Fragmentation of American governance poses another serious obstacle. Efforts by solid ACA supporters to weaken the ACA’s medical device tax exemplify this challenge. Establishing coherent and disciplined national policies requires a major power shift from Congress to the executive branch health care bureaucracy.
Many Democrats and Republicans oppose a more centralized policy process that might work better for the nation as a whole but would also reduce their individual leverage to help constituents and political supporters. A robust single-payer system must retain proper congressional oversight while constraining toxic micromanagement and special interest pleading.
8) What about abortion, immigration, and other related policy disputes?
Single-payer further nationalizes fights that are now addressed through private coverage or through diverse policies across the different states. Obvious questions remain about low-income women’s access to abortions and reproductive health services in a single-payer system.
One must also address the myriad coverage challenges related to the presence of undocumented children and adults in millions of households. Democrats prefer not to ponder the prospect of a future President Ted Cruz issuing executive orders on sensitive social policy matters. At some point, conservative Republicans will be at the helm, exercising considerable power over national health policy.
9) Could the affluent buy additional or alternative coverage?
Many among the top 20 percent will perceive themselves to be losers within a single-payer plan. As with ACA, they would pay higher taxes to support universal benefits, even as a single-payer plan will likely offer less attractive coverage than they currently have, typically supported by generous tax subsidies.
Many democracies strike an implicit bargain by allowing wealthy people to skip waiting lines or purchase generous wrap-around coverage. Such policies provide a safety valve that reduces some political opposition. Allowing some complementary private coverage also reduces pressure for overgenerous basic coverage. Allowing too many private add-ons runs the risk of unraveling the universal nature of single-payer coverage. An American system would have to manage these trade-offs.
10) How do we get from here to there without replicating the defects of our current system?
Sanders and his supporters rightly note that a well-implemented single-payer system would likely be cheaper, more disciplined, and more humane than our current health system. Yet two huge questions must be answered before the potential of such a single-payer plan can be realized.

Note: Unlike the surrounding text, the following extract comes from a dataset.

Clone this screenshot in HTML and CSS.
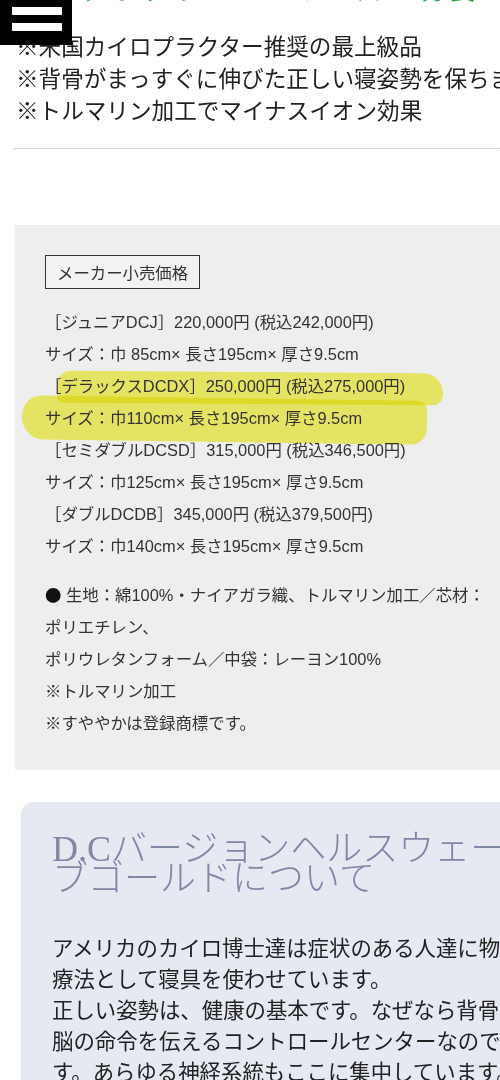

First, we need a realistic road map that does not merely describe a sound single-payer system but that also describes how we might get there from here. It’s telling that no detailed single-payer legislative proposal has been advanced that provides a realistic transition plan. Many of the presumed or hoped-for financial savings one might expect from a single-payer system won’t be achieved. The political and administrative obstacles are simply too high.
Second, we require a strategy to ensure that a politically achievable single-payer system won’t replicate prominent defects of our current system. Almost by definition, single-payer cannot cure the pathologies that underlay our current health care system, because single-payer would necessarily be enacted through the same legislative structures, implemented within the same path-dependent $3 trillion medical care political economy, that created and sustained our current pathologies.
These are huge challenges, but at least we have some time to think about them. Single-payer can’t be enacted until progressives win comprehensive presidential and congressional victories on a scale we haven’t seen since the New Deal. If and when that moment comes, progressives will be hard-pressed to provide more solid answers than anyone has provided thus far.